Winthrop Benefits From State’s New MVP Grants

Last week, Governor Maura Healey’s announcement of $31.5 million in FY2024 Municipal Vulnerability Preparedness grants included nearly $5.7 million in funding for community-designed projects to prevent harm to residents, workers, and resources in Resilient Mystic Collaborative (RMC) cities and towns, including Winthrop. 

Convened by ten Mystic Watershed communities and the Mystic River Watershed Association in September 2018 and now led by senior staff from 20 cities and towns and non-governmental partners, the RMC focuses on managing flooding and extreme heat on a regional scale and increasing the resilience of vulnerable residents and workers to extreme weather.

“Winthrop is excited to announce that it received a $291,076 grant to design and permit a nature-based project to manage coastal flooding coming in from Belle Isle Marsh,’” said Rachel Kelly, the town’s Director of Planning and Development. “This funding is a step toward protecting one of Winthrop’s most flood-prone residential neighborhoods.”

These MVP grants bring the total resources secured for climate resilient projects to $61.4 million in state, federal, and foundation grants since the voluntary partnership began, with the goal of at least doubling that amount by 2026, when new federal grant programs begin to sunset.

“We have an unprecedented opportunity to position Massachusetts as a global leader in climate change mitigation and adaptation, and the MVP program is an important piece of our strategy,” said Energy and Environmental Affairs Secretary Rebecca Tepper. “The Healey-Driscoll Administration is glad to support our local communities with funding for innovative climate resilience projects that center environmental justice and nature-based solutions.”

The largest MVP grant—nearly $3 million—went to Malden River Works (MRW), a riverfront park led and designed by environmental justice residents in partnership with the City of Malden’s Department of Public Works.

The 76-square-mile Mystic River Watershed stretches from Reading through the northern shoreline of Boston Harbor to Revere. An Anglicized version of the Pequot word missi-tuk (“large river with wind- and tide-driven waves”), it is now one of New England’s most

densely populated, urbanized watersheds.

The seven-mile Mystic River and its tributaries represented an early economic engine for colonial Boston.
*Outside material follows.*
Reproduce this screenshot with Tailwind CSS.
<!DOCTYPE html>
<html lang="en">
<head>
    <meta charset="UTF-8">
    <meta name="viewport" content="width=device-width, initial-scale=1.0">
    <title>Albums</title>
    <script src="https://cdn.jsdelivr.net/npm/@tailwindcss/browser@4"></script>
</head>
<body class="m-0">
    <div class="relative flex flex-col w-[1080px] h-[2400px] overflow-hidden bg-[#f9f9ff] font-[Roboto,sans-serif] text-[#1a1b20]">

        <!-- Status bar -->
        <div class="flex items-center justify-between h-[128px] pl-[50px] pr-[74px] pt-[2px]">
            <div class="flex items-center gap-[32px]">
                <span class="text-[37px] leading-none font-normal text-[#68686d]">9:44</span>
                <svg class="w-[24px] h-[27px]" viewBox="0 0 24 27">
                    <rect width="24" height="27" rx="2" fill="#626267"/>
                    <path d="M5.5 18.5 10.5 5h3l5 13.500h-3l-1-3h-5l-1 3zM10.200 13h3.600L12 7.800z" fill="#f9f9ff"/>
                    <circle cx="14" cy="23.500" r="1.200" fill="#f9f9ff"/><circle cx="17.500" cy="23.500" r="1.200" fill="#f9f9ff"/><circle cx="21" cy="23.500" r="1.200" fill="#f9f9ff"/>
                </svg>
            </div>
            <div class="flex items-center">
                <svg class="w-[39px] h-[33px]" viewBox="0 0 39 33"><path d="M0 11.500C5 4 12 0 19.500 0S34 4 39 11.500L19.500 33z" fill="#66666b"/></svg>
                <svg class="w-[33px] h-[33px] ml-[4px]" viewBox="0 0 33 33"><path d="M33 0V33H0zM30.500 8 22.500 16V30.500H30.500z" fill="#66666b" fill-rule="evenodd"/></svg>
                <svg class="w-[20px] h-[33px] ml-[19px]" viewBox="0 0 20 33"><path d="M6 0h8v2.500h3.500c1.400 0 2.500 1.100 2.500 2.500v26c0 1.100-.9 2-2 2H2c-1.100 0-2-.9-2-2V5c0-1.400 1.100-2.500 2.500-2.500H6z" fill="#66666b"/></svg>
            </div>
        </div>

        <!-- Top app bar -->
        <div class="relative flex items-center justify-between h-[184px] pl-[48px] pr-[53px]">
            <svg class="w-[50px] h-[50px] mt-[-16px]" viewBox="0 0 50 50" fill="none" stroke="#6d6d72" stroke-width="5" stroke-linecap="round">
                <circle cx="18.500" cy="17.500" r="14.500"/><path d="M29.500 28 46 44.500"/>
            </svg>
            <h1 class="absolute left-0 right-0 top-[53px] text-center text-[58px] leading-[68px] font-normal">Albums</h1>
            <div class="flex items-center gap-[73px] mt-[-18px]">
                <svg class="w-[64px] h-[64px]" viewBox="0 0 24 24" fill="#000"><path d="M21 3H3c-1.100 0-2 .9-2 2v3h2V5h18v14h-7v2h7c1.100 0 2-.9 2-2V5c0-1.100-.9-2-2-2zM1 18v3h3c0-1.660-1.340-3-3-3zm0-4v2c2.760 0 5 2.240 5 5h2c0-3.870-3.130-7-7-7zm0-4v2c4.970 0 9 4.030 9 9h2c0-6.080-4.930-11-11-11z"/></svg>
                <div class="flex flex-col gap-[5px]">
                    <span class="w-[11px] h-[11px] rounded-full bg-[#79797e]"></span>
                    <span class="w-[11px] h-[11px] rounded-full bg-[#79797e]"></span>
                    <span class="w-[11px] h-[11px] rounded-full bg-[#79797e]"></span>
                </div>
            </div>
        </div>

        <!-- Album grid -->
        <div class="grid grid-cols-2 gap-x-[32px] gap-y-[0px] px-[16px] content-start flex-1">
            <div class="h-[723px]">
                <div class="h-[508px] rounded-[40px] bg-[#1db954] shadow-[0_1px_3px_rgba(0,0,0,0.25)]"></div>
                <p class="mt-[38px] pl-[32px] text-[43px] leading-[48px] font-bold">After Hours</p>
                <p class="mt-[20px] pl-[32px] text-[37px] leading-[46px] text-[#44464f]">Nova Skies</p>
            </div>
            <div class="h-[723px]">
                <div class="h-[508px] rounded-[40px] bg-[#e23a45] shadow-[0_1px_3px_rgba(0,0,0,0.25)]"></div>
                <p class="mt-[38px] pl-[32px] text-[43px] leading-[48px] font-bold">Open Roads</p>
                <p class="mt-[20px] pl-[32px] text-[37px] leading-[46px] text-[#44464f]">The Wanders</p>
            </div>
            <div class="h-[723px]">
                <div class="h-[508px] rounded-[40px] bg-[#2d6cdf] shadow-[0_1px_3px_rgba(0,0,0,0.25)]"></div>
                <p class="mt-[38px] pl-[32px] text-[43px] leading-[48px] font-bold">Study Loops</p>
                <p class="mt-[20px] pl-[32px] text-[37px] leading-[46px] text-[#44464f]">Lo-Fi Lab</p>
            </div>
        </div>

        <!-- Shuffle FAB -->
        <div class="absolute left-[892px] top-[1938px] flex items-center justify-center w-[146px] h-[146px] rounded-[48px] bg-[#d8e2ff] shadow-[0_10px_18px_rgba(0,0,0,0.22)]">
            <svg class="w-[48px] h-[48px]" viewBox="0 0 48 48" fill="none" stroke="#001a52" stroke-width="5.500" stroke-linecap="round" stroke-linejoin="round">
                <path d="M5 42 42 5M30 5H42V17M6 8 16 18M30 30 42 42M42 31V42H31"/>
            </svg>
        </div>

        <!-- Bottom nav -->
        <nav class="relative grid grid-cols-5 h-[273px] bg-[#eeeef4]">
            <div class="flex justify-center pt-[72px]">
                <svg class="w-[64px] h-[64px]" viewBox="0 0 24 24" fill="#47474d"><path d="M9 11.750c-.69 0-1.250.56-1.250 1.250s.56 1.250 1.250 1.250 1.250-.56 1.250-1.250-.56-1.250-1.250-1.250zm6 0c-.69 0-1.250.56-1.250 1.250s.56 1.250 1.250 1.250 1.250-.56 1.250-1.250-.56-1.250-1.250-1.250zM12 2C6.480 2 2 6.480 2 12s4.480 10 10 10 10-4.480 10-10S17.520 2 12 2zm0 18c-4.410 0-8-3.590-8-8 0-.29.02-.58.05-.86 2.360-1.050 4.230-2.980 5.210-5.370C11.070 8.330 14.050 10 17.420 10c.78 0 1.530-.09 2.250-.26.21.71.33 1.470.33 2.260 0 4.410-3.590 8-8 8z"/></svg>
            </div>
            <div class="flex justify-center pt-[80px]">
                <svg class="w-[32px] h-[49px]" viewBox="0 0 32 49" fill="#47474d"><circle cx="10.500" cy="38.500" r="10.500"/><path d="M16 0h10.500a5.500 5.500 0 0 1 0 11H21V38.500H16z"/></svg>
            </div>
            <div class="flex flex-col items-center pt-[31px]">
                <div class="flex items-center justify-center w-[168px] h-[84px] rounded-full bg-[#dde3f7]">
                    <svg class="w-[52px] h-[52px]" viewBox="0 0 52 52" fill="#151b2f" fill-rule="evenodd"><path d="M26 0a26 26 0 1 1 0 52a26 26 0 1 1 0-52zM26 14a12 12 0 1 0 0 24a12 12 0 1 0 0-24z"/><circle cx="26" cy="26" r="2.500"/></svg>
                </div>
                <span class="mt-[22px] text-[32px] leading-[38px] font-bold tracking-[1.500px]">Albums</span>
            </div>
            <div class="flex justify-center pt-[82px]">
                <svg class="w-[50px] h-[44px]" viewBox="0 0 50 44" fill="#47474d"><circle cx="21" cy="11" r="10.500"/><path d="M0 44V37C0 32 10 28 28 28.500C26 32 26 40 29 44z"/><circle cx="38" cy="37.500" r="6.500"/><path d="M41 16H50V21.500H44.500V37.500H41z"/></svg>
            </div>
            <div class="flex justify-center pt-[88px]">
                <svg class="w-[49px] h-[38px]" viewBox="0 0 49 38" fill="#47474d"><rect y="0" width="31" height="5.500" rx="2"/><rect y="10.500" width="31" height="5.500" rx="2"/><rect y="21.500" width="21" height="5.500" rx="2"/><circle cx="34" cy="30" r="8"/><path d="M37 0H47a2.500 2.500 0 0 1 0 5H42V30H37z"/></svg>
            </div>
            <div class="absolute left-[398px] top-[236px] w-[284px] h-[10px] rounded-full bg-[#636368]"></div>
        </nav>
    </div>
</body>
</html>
Ten shipyards built more than 500 clipper ships in the 1800s before roads and railways replaced schooners and steamships. Tide-driven mills, brickyards and

tanneries along both banks of the river brought both wealth and pollution.

In the 1960s, the Amelia Earhart Dam transformed much of the river into a freshwater impoundment, while construction of Interstate 93 filled in wetlands and dramatically changed the river’s course. Since then, many former industrial sites have been cleaned up and redeveloped into new commercial areas and residential communities.
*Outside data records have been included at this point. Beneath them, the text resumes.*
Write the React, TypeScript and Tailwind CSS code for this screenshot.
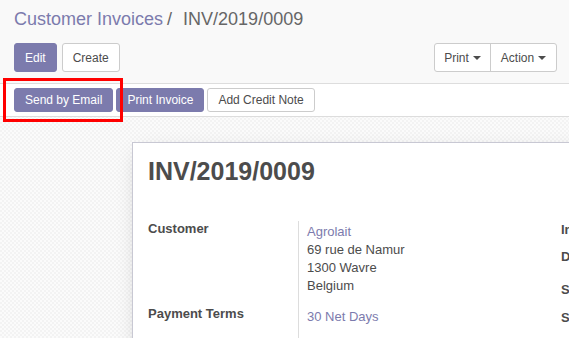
const btnPrimary =
  "h-[24px] rounded-[3px] border border-[#7c7bad] bg-[#7c7bad] px-[10px] text-[12px] leading-[18px] text-white";
const btnDefault =
  "h-[24px] rounded-[3px] border border-[#cccccc] bg-white px-[10px] text-[12px] leading-[18px] text-[#4c4c4c]";

function Caret() {
  return (
    <svg width="8" height="4" viewBox="0 0 8 4" className="ml-[4px] inline-block">
      <path d="M0 0h8L4 4z" fill="#4c4c4c" />
    </svg>
  );
}

function ControlPanel() {
  return (
    <div className="h-[84px] border-b border-[#dddddd] bg-[#f9f9f9] px-[14px] pt-[6px]">
      <div className="flex h-[27px] items-center text-[18px] leading-[27px]">
        <span className="text-[#7c7bad]">Customer Invoices</span>
        <span className="pl-[4px] text-[#666666]">/</span>
        <span className="ml-[11px] text-[#666666]">INV/2019/0009</span>
      </div>
      <div className="mt-[10px] flex items-center justify-between pr-[-2px]">
        <div className="flex gap-[5px]">
          <button className="h-[29px] rounded-[3px] border border-[#7c7bad] bg-[#7c7bad] px-[10px] text-[12px] text-white">
            Edit
          </button>
          <button className="h-[29px] rounded-[3px] border border-[#cccccc] bg-white px-[10px] text-[12px] text-[#4c4c4c]">
            Create
          </button>
        </div>
        <div className="mr-[-2px] flex h-[29px] rounded-[3px] border border-[#cccccc] bg-white text-[12px] text-[#4c4c4c]">
          <button className="flex w-[56px] items-center justify-center border-r border-[#cccccc]">
            Print
            <Caret />
          </button>
          <button className="flex w-[65px] items-center justify-center">
            Action
            <Caret />
          </button>
        </div>
      </div>
    </div>
  );
}

function StatusBar() {
  return (
    <div className="flex h-[33px] items-start gap-[3px] border-b border-[#dddddd] bg-white px-[14px] pt-[4px]">
      <button className={btnPrimary}>Send by Email</button>
      <button className={btnPrimary}>Print Invoice</button>
      <button className={btnDefault}>Add Credit Note</button>
    </div>
  );
}

function Sheet() {
  return (
    <div className="ml-[132px] mt-[25px] w-[760px] border border-[#c8c8d3] bg-white pb-[40px] pl-[15px] pt-[13px] text-[13px] leading-[18px] text-[#4c4c4c] shadow-[0_5px_20px_-8px_rgba(0,0,0,0.25)]">
      <h1 className="text-[25px] font-bold leading-[30px]">INV/2019/0009</h1>
      <div className="mt-[34px] flex">
        <div className="flex w-[413px]">
          <div className="w-[150px] font-bold">
            <div>Customer</div>
            <div className="mt-[67px]">Payment Terms</div>
          </div>
          <div className="mt-[1px] h-[140px] flex-1 border-l border-[#dddddd] pl-[8px] pt-[2px]">
            <div className="text-[#7c7bad]">Agrolait</div>
            <div>69 rue de Namur</div>
            <div>1300 Wavre</div>
            <div>Belgium</div>
            <div className="mt-[13px] text-[#7c7bad]">30 Net Days</div>
          </div>
        </div>
        <div className="font-bold">
          <div className="mt-[1px]">Invoice Date</div>
          <div className="mt-[9px]">Due Date</div>
          <div className="mt-[15px]">Salesperson</div>
          <div className="mt-[10px]">Sales Team</div>
        </div>
      </div>
    </div>
  );
}

export default function App() {
  return (
    <div className="relative h-[338px] w-[569px] overflow-hidden bg-[repeating-conic-gradient(#f3f3f3_0_25%,#fbfbfb_0_50%)] bg-[length:4px_4px] font-['Liberation_Sans',Arial,sans-serif]">
      <ControlPanel />
      <StatusBar />
      <Sheet />
      <div className="absolute left-[3px] top-[78px] h-[44px] w-[120px] border-[3px] border-[#ff0000]" />
    </div>
  );
}
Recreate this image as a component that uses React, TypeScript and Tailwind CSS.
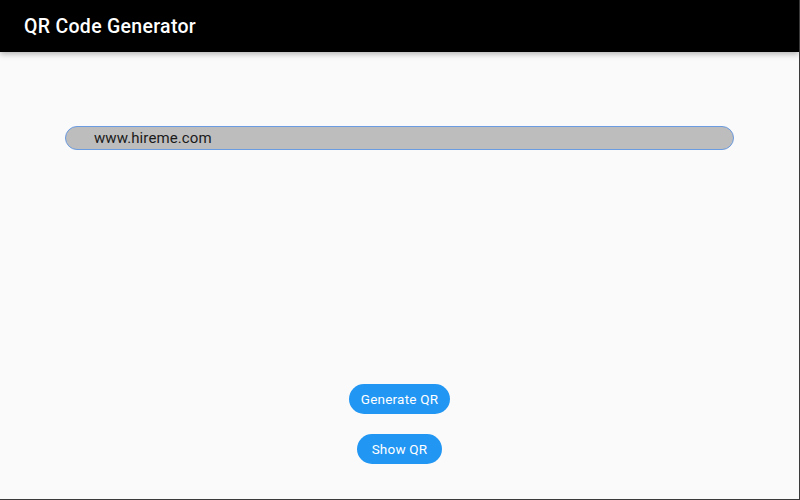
import { useState } from 'react'

export default function App() {
  const [url, setUrl] = useState('www.hireme.com')

  return (
    <div className="w-[800px] h-[500px] flex flex-col bg-[#fafafa] border-r border-b border-[#3a3a3a] overflow-hidden" style={{ fontFamily: 'Roboto, "Noto Sans", sans-serif' }}>
      {/* App bar */}
      <div className="h-[52px] shrink-0 bg-black flex items-center px-6 pt-[2px] shadow-[0_2px_6px_rgba(0,0,0,0.3)] relative z-10">
        <h1 className="text-white text-[19.5px] font-medium tracking-[0.3px]">QR Code Generator</h1>
      </div>

      {/* Body */}
      <div className="flex-1 flex flex-col items-center">
        <div className="w-full px-[65px] pt-[74px]">
          <input
            value={url}
            onChange={e => setUrl(e.target.value)}
            autoFocus
            className="w-full h-[24px] rounded-full bg-[#bdbdbd] border border-[#6b9be0] pl-[28px] text-[15px] text-[#1a1a1a] tracking-[0.1px] outline-none caret-[#3b6fc4] leading-none"
          />
        </div>

        <div className="flex-1" />

        <div className="flex flex-col items-center gap-[20px] pb-[35px]">
          <button className="h-[30px] px-[12px] rounded-full bg-[#2196f3] text-white text-[13.5px] tracking-[0.2px]">Generate QR</button>
          <button className="h-[30px] px-[15px] rounded-full bg-[#2196f3] text-white text-[13.5px] tracking-[0.2px]">Show QR</button>
        </div>
      </div>
    </div>
  )
}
The Mystic is facing growing climate-related challenges: coastal and stormwater flooding, extreme storms, heat, drought and unpredictable seasonal weather. The watershed is relatively low-lying and extensively developed, making it prone to both freshwater and coastal flooding. Its 21 municipalities are home to 600,000 residents, including many who are disproportionately vulnerable to extreme weather: environmental justice communities, new Americans, residents of color, elders, low-income residents and employees, people living with disabilities and English-language learners.